Dataset excerpt:

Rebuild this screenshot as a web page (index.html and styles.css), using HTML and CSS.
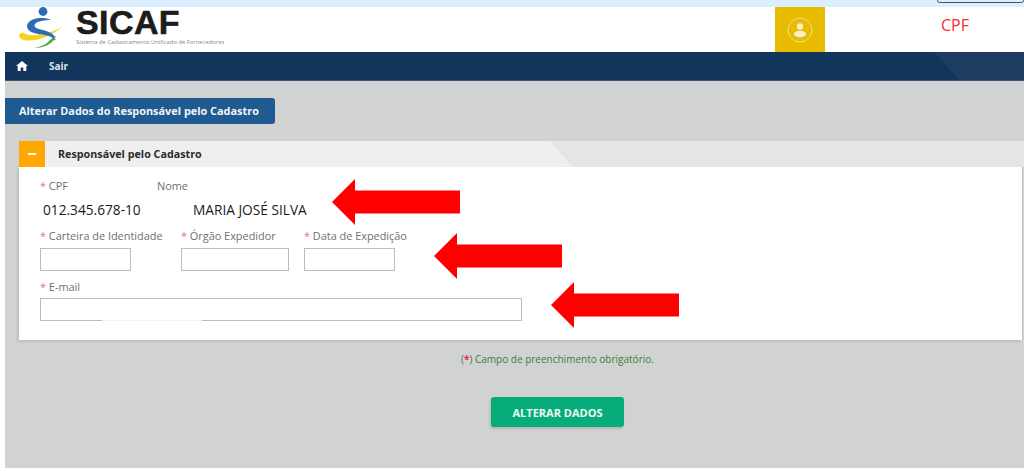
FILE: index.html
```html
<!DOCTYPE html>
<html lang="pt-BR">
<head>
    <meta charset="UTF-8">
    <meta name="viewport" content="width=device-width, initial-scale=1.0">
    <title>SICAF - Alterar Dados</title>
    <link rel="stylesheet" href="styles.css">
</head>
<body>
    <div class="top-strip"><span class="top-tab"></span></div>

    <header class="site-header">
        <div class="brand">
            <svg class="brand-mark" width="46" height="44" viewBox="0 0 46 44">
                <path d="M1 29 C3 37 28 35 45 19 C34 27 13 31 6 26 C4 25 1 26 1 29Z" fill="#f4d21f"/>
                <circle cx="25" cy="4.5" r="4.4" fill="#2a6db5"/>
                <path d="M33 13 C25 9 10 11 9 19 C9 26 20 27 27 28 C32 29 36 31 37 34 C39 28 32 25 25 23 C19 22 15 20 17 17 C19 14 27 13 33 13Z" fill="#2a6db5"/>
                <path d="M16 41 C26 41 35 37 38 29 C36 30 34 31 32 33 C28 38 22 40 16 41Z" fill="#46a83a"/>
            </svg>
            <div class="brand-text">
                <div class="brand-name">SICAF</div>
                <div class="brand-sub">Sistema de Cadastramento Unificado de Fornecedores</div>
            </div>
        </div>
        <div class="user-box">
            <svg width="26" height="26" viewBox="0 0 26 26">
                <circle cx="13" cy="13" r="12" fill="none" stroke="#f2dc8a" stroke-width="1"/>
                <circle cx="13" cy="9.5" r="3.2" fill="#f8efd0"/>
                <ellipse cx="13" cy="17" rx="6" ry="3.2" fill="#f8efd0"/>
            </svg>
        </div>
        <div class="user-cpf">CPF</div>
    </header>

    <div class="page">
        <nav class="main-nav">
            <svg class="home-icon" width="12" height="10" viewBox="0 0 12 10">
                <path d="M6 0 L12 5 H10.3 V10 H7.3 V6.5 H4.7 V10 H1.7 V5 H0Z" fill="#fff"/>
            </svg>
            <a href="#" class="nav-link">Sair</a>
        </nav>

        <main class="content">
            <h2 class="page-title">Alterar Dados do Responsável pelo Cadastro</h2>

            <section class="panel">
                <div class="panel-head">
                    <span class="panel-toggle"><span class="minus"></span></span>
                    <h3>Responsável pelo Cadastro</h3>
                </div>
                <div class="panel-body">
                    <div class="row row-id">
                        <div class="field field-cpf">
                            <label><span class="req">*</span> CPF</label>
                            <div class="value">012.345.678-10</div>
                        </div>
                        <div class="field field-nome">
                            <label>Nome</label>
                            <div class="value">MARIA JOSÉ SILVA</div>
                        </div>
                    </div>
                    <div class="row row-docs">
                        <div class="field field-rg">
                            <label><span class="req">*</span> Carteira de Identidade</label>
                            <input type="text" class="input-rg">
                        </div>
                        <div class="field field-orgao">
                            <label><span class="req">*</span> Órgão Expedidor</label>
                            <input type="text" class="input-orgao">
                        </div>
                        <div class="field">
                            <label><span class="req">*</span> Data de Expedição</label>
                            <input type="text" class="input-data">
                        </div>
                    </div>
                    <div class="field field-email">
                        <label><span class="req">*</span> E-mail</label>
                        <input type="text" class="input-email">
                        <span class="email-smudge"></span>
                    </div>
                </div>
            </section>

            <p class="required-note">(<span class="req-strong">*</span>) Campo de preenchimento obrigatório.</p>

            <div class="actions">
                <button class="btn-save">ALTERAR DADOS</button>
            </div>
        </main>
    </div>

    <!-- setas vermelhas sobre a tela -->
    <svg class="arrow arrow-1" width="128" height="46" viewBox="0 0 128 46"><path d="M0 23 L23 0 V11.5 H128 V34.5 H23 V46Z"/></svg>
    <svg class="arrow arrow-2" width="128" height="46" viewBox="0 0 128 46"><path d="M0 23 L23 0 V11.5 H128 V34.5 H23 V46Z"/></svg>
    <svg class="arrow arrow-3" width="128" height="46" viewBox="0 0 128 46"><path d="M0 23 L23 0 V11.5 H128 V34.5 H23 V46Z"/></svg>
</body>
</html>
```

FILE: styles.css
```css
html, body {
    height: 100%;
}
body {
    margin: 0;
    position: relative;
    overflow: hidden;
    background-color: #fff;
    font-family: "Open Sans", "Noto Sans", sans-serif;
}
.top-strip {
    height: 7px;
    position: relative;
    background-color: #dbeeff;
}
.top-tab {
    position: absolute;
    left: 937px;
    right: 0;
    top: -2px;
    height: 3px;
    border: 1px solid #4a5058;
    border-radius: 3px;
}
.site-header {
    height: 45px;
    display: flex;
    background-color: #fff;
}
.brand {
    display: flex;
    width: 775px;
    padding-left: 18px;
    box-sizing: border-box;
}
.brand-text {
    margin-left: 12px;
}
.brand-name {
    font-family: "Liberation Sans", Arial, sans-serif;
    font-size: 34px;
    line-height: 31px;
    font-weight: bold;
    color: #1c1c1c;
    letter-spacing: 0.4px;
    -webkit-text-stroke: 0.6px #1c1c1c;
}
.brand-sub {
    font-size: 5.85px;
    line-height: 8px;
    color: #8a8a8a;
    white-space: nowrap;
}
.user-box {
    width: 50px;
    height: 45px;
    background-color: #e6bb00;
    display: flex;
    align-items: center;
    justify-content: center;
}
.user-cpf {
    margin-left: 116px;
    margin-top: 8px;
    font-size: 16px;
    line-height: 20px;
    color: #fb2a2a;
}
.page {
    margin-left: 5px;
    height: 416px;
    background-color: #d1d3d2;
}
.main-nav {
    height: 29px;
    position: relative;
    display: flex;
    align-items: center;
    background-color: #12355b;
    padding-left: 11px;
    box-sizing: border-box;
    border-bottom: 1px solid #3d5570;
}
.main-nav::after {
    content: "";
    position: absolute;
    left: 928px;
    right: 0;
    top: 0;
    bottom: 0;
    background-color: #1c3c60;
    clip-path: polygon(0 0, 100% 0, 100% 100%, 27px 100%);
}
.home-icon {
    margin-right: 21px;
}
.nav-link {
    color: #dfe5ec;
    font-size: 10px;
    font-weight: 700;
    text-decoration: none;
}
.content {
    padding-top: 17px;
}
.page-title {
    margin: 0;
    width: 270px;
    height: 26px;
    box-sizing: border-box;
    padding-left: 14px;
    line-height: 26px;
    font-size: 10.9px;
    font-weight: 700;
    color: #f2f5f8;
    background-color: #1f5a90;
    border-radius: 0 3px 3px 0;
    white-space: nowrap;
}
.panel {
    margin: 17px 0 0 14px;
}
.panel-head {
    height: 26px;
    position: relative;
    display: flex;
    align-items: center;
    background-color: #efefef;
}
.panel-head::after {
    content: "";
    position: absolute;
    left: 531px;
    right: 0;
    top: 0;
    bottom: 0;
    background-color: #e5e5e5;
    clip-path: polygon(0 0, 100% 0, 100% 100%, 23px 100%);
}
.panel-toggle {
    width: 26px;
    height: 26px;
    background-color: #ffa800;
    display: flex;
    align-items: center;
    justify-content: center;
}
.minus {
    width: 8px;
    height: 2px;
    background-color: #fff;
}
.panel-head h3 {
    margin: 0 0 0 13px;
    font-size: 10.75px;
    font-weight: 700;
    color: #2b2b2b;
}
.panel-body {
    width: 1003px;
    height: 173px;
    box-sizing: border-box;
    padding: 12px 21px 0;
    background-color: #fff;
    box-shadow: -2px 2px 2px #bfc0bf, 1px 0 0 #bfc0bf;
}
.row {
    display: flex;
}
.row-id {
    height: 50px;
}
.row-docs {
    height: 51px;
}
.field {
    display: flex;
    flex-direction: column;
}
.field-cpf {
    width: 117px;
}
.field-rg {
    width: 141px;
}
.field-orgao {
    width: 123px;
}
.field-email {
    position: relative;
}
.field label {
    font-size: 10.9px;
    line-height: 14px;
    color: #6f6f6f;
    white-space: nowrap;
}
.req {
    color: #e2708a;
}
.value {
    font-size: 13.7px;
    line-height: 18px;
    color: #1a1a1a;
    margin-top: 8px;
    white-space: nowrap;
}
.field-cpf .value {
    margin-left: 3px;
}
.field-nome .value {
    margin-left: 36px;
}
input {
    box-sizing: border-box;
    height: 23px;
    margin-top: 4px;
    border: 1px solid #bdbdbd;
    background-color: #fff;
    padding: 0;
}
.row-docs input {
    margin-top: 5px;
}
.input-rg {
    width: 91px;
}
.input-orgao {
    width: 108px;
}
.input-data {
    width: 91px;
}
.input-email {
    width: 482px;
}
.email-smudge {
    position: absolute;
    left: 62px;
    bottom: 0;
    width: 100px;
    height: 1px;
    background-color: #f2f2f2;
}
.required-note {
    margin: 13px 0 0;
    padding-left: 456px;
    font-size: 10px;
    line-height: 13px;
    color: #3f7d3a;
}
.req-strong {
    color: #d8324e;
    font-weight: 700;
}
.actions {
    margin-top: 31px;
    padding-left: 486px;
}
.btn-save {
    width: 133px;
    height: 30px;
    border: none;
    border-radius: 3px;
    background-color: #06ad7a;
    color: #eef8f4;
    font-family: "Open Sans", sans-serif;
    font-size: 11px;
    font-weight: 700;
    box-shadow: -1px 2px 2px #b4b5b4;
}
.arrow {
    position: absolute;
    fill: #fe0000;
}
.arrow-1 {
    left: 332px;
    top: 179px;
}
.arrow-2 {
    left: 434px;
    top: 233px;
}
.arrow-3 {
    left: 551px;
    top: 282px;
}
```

Direction:
Copy out each line of the data where the string "page" appears.

Result:
Rebuild this screenshot as a web page (index.html and styles.css), using HTML and CSS.
    <div class="page">
            <h2 class="page-title">Alterar Dados do Responsável pelo Cadastro</h2>
.page {
.page-title {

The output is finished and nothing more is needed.